Ag nanoparticle embedded Cu nanoporous hybrid arrays for the selective electrocatalytic reduction of CO2 towards ethylene†
Abstract
Electrocatalytic reduction of carbon dioxide (CO2RR) driven by renewable electricity is a promising strategy for chemical recycling of carbon. It can alleviate the carbon emission by reducing the carbon dioxide concentrations in the atmosphere, transforming low energy density renewable energy into high energy density carbonaceous fuels. Copper-based catalysts play an important role in the field of electrocatalytic CO2 because of their ability to reduce CO2 to hydrocarbons. However, problems such as high overpotential, catalyst deactivation, and uncontrollable product selectivity limit their further development. Herein, we construct Ag/Cu and Zn/Cu composite structures for CO2 reduction by employing tiny Ag nanoparticles and Zn nanocones uniformly distributed on the surface of porous network Cu nanowires.
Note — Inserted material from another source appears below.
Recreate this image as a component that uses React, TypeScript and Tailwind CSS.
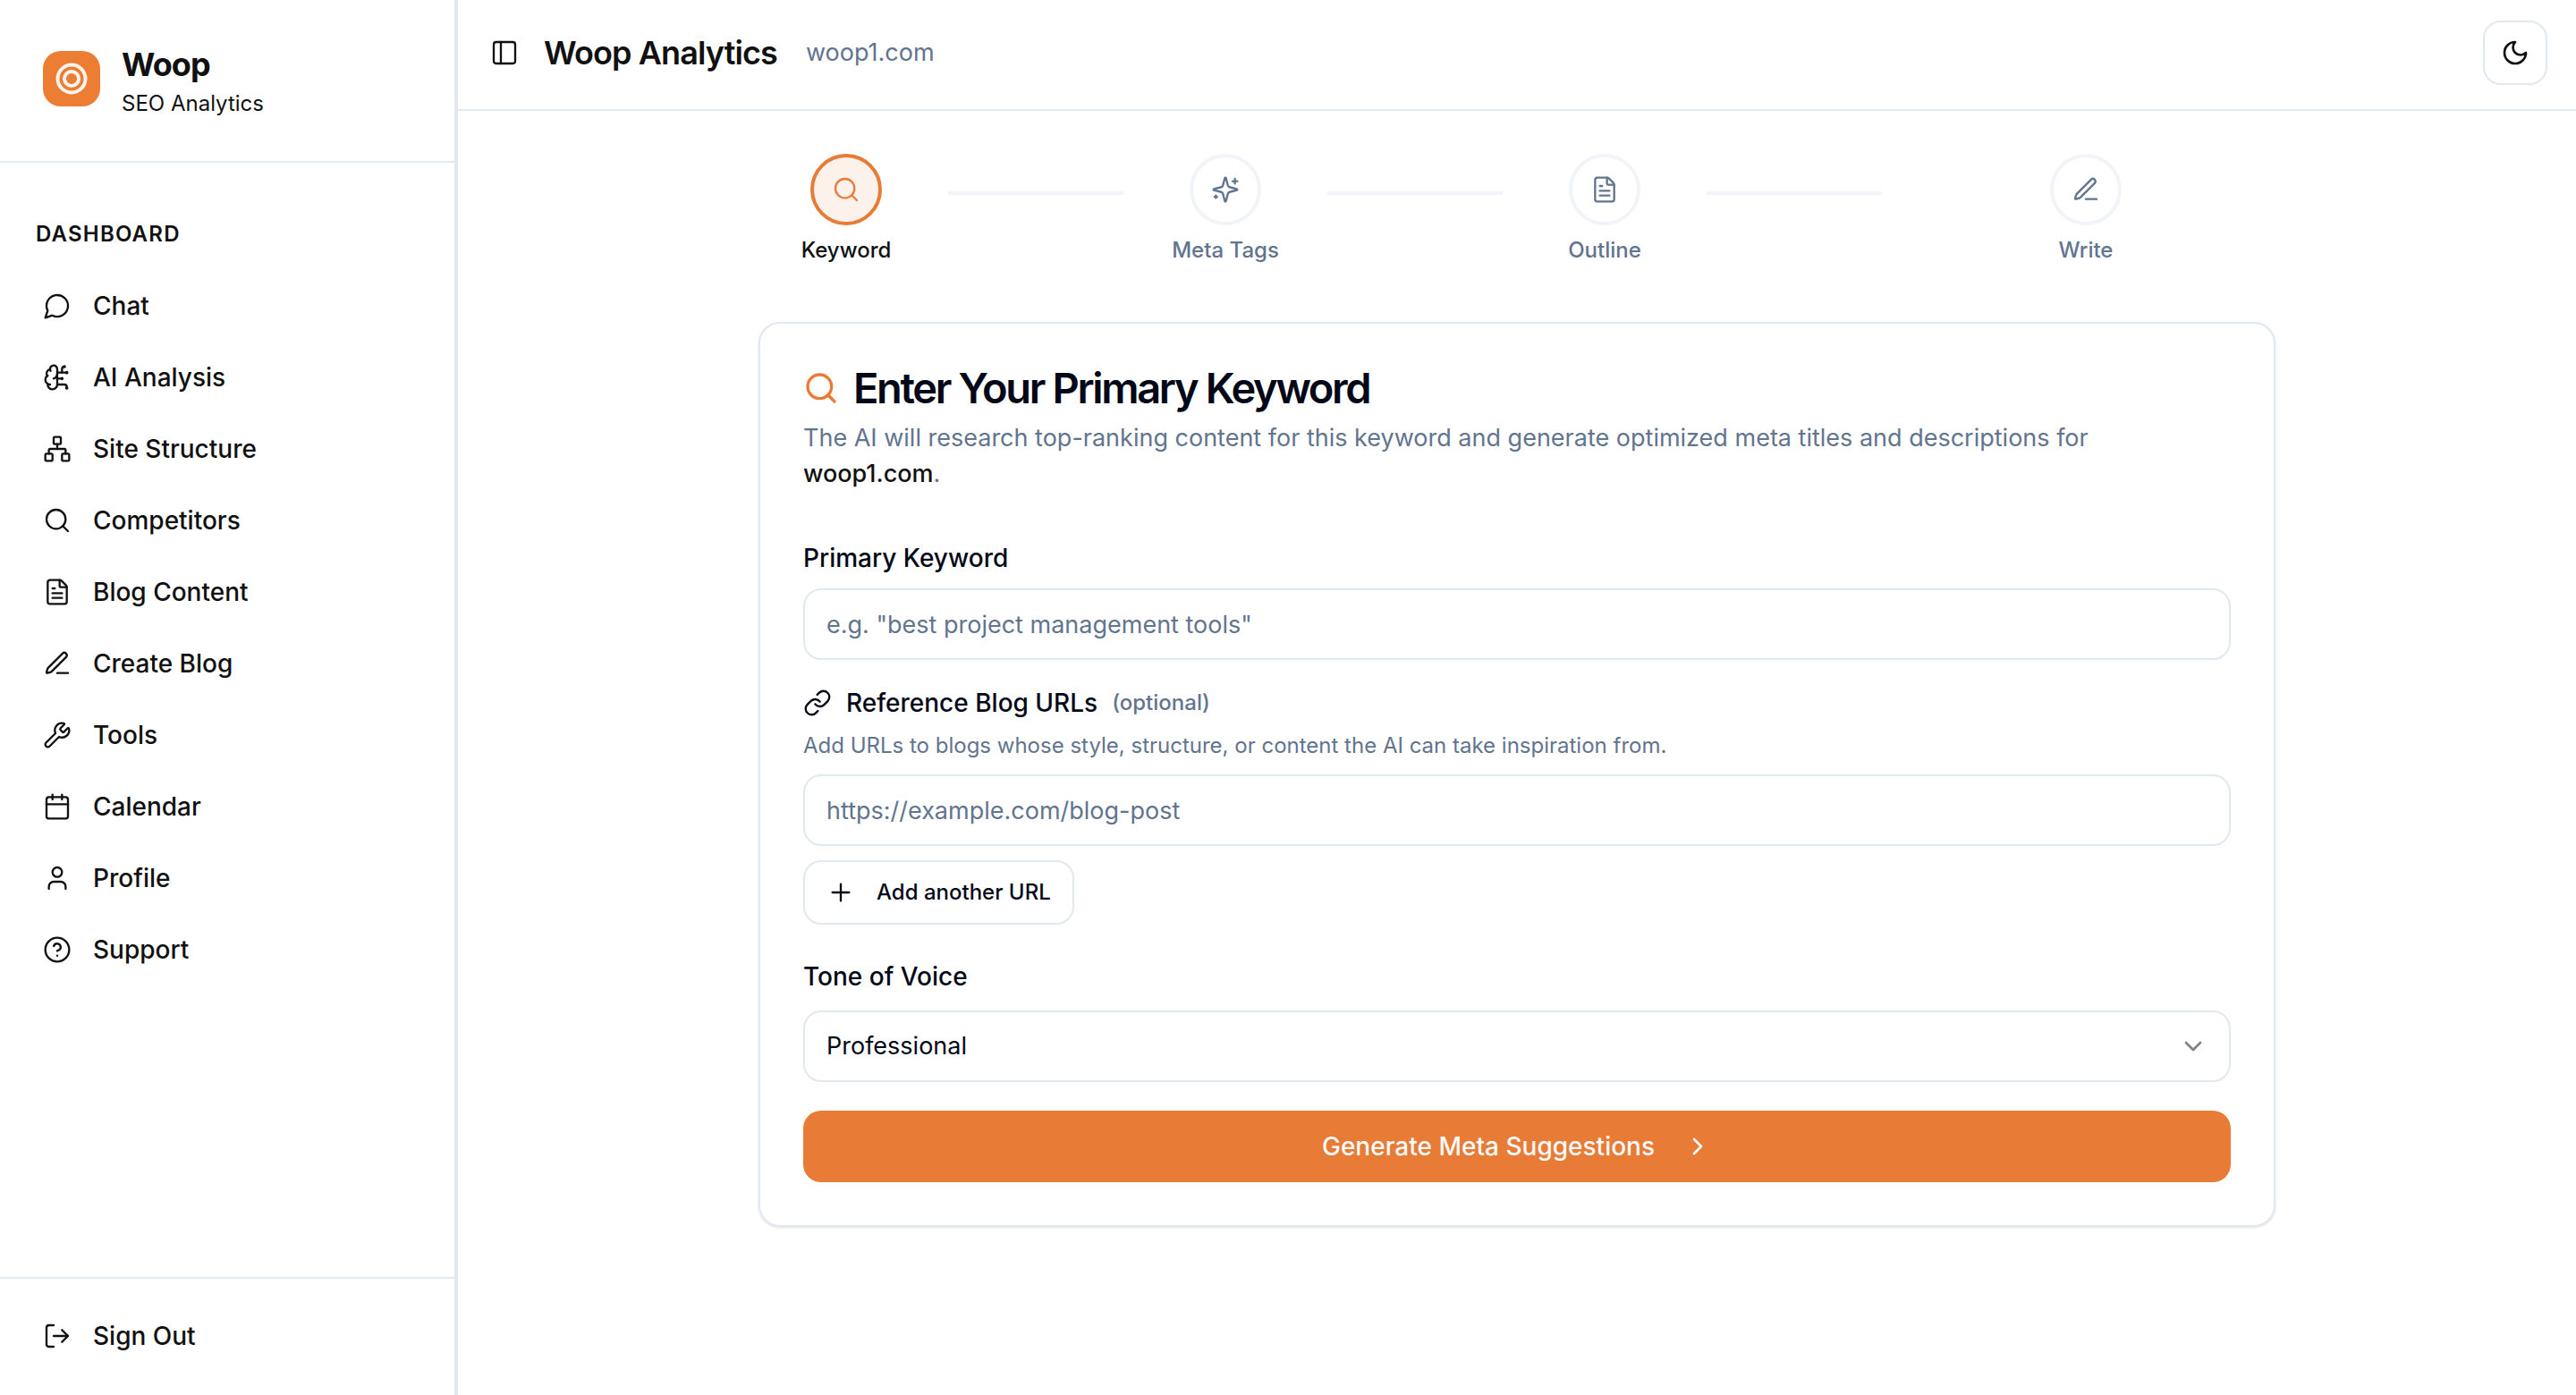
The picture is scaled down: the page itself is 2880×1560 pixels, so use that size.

It is found that Ag/Cu composite structures are more active for the reduction of CO2 to C2H4, compared to those of Zn modified. The faradaic efficiency of CO2 reduction to ethylene reaches 41.3% and it remains stable for more than 8 hours. Theoretical calculations show that the modification of silver regulates the electronic structure of highly porous copper at the Cu/Ag interface, accelerates the process of carbon dioxide reduction of the first electron, enhances the adsorption of *CO and further facilitates *CO dimerization to ethylene. Therefore, the strategy of silver-modified porous copper pre-catalyst is a promising approach for CO2 reduction to hydrocarbons.